**DATA SECTION**
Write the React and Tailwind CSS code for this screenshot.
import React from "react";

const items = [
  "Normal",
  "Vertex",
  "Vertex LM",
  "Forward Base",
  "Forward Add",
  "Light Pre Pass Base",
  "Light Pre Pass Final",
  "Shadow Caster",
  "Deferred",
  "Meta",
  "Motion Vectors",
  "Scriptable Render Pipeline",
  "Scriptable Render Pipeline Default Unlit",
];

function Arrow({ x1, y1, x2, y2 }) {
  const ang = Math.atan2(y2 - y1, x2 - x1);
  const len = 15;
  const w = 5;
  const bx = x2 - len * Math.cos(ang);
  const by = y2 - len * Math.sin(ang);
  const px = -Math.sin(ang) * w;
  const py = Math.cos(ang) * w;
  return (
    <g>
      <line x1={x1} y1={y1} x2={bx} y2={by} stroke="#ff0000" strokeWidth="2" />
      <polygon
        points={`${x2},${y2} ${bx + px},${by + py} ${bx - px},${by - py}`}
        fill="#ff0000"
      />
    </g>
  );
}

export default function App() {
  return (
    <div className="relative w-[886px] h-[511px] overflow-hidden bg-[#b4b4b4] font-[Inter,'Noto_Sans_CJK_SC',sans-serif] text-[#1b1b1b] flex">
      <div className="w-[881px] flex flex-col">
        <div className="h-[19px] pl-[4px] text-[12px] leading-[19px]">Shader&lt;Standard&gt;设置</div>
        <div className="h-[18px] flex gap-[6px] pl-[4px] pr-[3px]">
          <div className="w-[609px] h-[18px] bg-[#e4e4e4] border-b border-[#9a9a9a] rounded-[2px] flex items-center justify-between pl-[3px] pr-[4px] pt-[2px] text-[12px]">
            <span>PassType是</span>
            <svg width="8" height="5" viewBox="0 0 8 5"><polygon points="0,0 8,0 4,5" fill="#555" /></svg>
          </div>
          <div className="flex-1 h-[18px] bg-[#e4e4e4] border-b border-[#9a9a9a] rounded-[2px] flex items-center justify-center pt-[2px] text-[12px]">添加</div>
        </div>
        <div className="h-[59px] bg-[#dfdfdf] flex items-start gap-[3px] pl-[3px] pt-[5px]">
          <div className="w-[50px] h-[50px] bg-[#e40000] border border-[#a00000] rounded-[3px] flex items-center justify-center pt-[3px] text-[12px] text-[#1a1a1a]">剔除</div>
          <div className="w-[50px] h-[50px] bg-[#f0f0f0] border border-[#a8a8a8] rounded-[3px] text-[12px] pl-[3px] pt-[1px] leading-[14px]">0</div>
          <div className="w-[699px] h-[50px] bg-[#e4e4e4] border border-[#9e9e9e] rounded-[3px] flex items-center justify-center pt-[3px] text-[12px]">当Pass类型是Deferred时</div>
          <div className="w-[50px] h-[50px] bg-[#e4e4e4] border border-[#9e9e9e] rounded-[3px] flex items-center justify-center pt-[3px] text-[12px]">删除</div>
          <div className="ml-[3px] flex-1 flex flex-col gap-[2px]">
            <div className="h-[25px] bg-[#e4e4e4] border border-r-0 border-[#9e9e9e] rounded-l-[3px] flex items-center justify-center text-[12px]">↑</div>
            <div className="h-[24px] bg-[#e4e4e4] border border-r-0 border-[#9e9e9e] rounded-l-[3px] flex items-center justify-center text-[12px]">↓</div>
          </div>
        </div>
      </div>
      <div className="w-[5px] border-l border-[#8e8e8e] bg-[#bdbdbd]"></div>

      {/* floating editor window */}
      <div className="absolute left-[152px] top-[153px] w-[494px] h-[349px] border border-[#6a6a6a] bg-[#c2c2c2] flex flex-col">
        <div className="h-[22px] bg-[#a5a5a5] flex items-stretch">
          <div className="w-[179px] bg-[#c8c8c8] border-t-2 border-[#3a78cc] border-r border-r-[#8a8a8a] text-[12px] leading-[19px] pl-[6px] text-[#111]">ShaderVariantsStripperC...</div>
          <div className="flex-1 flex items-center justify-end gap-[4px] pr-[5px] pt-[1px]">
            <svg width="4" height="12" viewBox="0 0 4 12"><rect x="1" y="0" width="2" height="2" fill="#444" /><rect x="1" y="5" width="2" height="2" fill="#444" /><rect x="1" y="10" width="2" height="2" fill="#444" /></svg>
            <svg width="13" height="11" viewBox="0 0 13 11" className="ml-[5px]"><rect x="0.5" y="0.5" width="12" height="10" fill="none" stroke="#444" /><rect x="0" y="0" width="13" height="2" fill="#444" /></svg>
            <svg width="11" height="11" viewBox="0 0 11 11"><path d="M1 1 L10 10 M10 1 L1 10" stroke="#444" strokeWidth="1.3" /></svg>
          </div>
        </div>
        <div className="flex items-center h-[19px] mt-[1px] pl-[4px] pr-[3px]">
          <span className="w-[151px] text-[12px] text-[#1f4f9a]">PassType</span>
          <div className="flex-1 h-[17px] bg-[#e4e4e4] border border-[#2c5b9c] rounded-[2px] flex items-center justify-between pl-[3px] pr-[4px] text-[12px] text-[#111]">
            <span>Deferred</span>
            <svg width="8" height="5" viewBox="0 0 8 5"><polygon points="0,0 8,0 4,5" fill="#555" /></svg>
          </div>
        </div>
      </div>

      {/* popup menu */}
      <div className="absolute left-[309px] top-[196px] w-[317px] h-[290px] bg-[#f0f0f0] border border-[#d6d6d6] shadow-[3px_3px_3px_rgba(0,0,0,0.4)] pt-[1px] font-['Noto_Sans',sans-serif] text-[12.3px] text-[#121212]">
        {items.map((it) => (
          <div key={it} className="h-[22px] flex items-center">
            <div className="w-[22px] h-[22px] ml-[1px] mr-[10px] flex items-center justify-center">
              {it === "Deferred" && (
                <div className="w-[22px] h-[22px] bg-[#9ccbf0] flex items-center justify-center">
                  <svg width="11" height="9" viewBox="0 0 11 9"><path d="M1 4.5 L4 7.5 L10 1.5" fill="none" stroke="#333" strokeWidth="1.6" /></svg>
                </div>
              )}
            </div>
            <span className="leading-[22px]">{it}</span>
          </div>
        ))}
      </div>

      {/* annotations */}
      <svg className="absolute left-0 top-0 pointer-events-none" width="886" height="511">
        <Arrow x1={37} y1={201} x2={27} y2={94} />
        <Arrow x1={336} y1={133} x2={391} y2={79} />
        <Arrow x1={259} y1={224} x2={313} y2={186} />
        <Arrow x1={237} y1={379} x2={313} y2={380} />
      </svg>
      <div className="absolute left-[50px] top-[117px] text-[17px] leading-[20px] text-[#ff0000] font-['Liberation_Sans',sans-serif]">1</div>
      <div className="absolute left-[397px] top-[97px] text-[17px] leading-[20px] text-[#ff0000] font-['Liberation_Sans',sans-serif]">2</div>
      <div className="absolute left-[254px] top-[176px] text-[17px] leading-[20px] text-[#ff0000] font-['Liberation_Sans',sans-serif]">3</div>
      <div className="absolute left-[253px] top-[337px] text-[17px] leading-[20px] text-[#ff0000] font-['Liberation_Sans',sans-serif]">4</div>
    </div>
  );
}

**DIRECTION**
Reproduce the material in full, with no word added or dropped.

**COMPLETED TASK**
Write the React and Tailwind CSS code for this screenshot.
import React from "react";

const items = [
  "Normal",
  "Vertex",
  "Vertex LM",
  "Forward Base",
  "Forward Add",
  "Light Pre Pass Base",
  "Light Pre Pass Final",
  "Shadow Caster",
  "Deferred",
  "Meta",
  "Motion Vectors",
  "Scriptable Render Pipeline",
  "Scriptable Render Pipeline Default Unlit",
];

function Arrow({ x1, y1, x2, y2 }) {
  const ang = Math.atan2(y2 - y1, x2 - x1);
  const len = 15;
  const w = 5;
  const bx = x2 - len * Math.cos(ang);
  const by = y2 - len * Math.sin(ang);
  const px = -Math.sin(ang) * w;
  const py = Math.cos(ang) * w;
  return (
    <g>
      <line x1={x1} y1={y1} x2={bx} y2={by} stroke="#ff0000" strokeWidth="2" />
      <polygon
        points={`${x2},${y2} ${bx + px},${by + py} ${bx - px},${by - py}`}
        fill="#ff0000"
      />
    </g>
  );
}

export default function App() {
  return (
    <div className="relative w-[886px] h-[511px] overflow-hidden bg-[#b4b4b4] font-[Inter,'Noto_Sans_CJK_SC',sans-serif] text-[#1b1b1b] flex">
      <div className="w-[881px] flex flex-col">
        <div className="h-[19px] pl-[4px] text-[12px] leading-[19px]">Shader&lt;Standard&gt;设置</div>
        <div className="h-[18px] flex gap-[6px] pl-[4px] pr-[3px]">
          <div className="w-[609px] h-[18px] bg-[#e4e4e4] border-b border-[#9a9a9a] rounded-[2px] flex items-center justify-between pl-[3px] pr-[4px] pt-[2px] text-[12px]">
            <span>PassType是</span>
            <svg width="8" height="5" viewBox="0 0 8 5"><polygon points="0,0 8,0 4,5" fill="#555" /></svg>
          </div>
          <div className="flex-1 h-[18px] bg-[#e4e4e4] border-b border-[#9a9a9a] rounded-[2px] flex items-center justify-center pt-[2px] text-[12px]">添加</div>
        </div>
        <div className="h-[59px] bg-[#dfdfdf] flex items-start gap-[3px] pl-[3px] pt-[5px]">
          <div className="w-[50px] h-[50px] bg-[#e40000] border border-[#a00000] rounded-[3px] flex items-center justify-center pt-[3px] text-[12px] text-[#1a1a1a]">剔除</div>
          <div className="w-[50px] h-[50px] bg-[#f0f0f0] border border-[#a8a8a8] rounded-[3px] text-[12px] pl-[3px] pt-[1px] leading-[14px]">0</div>
          <div className="w-[699px] h-[50px] bg-[#e4e4e4] border border-[#9e9e9e] rounded-[3px] flex items-center justify-center pt-[3px] text-[12px]">当Pass类型是Deferred时</div>
          <div className="w-[50px] h-[50px] bg-[#e4e4e4] border border-[#9e9e9e] rounded-[3px] flex items-center justify-center pt-[3px] text-[12px]">删除</div>
          <div className="ml-[3px] flex-1 flex flex-col gap-[2px]">
            <div className="h-[25px] bg-[#e4e4e4] border border-r-0 border-[#9e9e9e] rounded-l-[3px] flex items-center justify-center text-[12px]">↑</div>
            <div className="h-[24px] bg-[#e4e4e4] border border-r-0 border-[#9e9e9e] rounded-l-[3px] flex items-center justify-center text-[12px]">↓</div>
          </div>
        </div>
      </div>
      <div className="w-[5px] border-l border-[#8e8e8e] bg-[#bdbdbd]"></div>

      {/* floating editor window */}
      <div className="absolute left-[152px] top-[153px] w-[494px] h-[349px] border border-[#6a6a6a] bg-[#c2c2c2] flex flex-col">
        <div className="h-[22px] bg-[#a5a5a5] flex items-stretch">
          <div className="w-[179px] bg-[#c8c8c8] border-t-2 border-[#3a78cc] border-r border-r-[#8a8a8a] text-[12px] leading-[19px] pl-[6px] text-[#111]">ShaderVariantsStripperC...</div>
          <div className="flex-1 flex items-center justify-end gap-[4px] pr-[5px] pt-[1px]">
            <svg width="4" height="12" viewBox="0 0 4 12"><rect x="1" y="0" width="2" height="2" fill="#444" /><rect x="1" y="5" width="2" height="2" fill="#444" /><rect x="1" y="10" width="2" height="2" fill="#444" /></svg>
            <svg width="13" height="11" viewBox="0 0 13 11" className="ml-[5px]"><rect x="0.5" y="0.5" width="12" height="10" fill="none" stroke="#444" /><rect x="0" y="0" width="13" height="2" fill="#444" /></svg>
            <svg width="11" height="11" viewBox="0 0 11 11"><path d="M1 1 L10 10 M10 1 L1 10" stroke="#444" strokeWidth="1.3" /></svg>
          </div>
        </div>
        <div className="flex items-center h-[19px] mt-[1px] pl-[4px] pr-[3px]">
          <span className="w-[151px] text-[12px] text-[#1f4f9a]">PassType</span>
          <div className="flex-1 h-[17px] bg-[#e4e4e4] border border-[#2c5b9c] rounded-[2px] flex items-center justify-between pl-[3px] pr-[4px] text-[12px] text-[#111]">
            <span>Deferred</span>
            <svg width="8" height="5" viewBox="0 0 8 5"><polygon points="0,0 8,0 4,5" fill="#555" /></svg>
          </div>
        </div>
      </div>

      {/* popup menu */}
      <div className="absolute left-[309px] top-[196px] w-[317px] h-[290px] bg-[#f0f0f0] border border-[#d6d6d6] shadow-[3px_3px_3px_rgba(0,0,0,0.4)] pt-[1px] font-['Noto_Sans',sans-serif] text-[12.3px] text-[#121212]">
        {items.map((it) => (
          <div key={it} className="h-[22px] flex items-center">
            <div className="w-[22px] h-[22px] ml-[1px] mr-[10px] flex items-center justify-center">
              {it === "Deferred" && (
                <div className="w-[22px] h-[22px] bg-[#9ccbf0] flex items-center justify-center">
                  <svg width="11" height="9" viewBox="0 0 11 9"><path d="M1 4.5 L4 7.5 L10 1.5" fill="none" stroke="#333" strokeWidth="1.6" /></svg>
                </div>
              )}
            </div>
            <span className="leading-[22px]">{it}</span>
          </div>
        ))}
      </div>

      {/* annotations */}
      <svg className="absolute left-0 top-0 pointer-events-none" width="886" height="511">
        <Arrow x1={37} y1={201} x2={27} y2={94} />
        <Arrow x1={336} y1={133} x2={391} y2={79} />
        <Arrow x1={259} y1={224} x2={313} y2={186} />
        <Arrow x1={237} y1={379} x2={313} y2={380} />
      </svg>
      <div className="absolute left-[50px] top-[117px] text-[17px] leading-[20px] text-[#ff0000] font-['Liberation_Sans',sans-serif]">1</div>
      <div className="absolute left-[397px] top-[97px] text-[17px] leading-[20px] text-[#ff0000] font-['Liberation_Sans',sans-serif]">2</div>
      <div className="absolute left-[254px] top-[176px] text-[17px] leading-[20px] text-[#ff0000] font-['Liberation_Sans',sans-serif]">3</div>
      <div className="absolute left-[253px] top-[337px] text-[17px] leading-[20px] text-[#ff0000] font-['Liberation_Sans',sans-serif]">4</div>
    </div>
  );
}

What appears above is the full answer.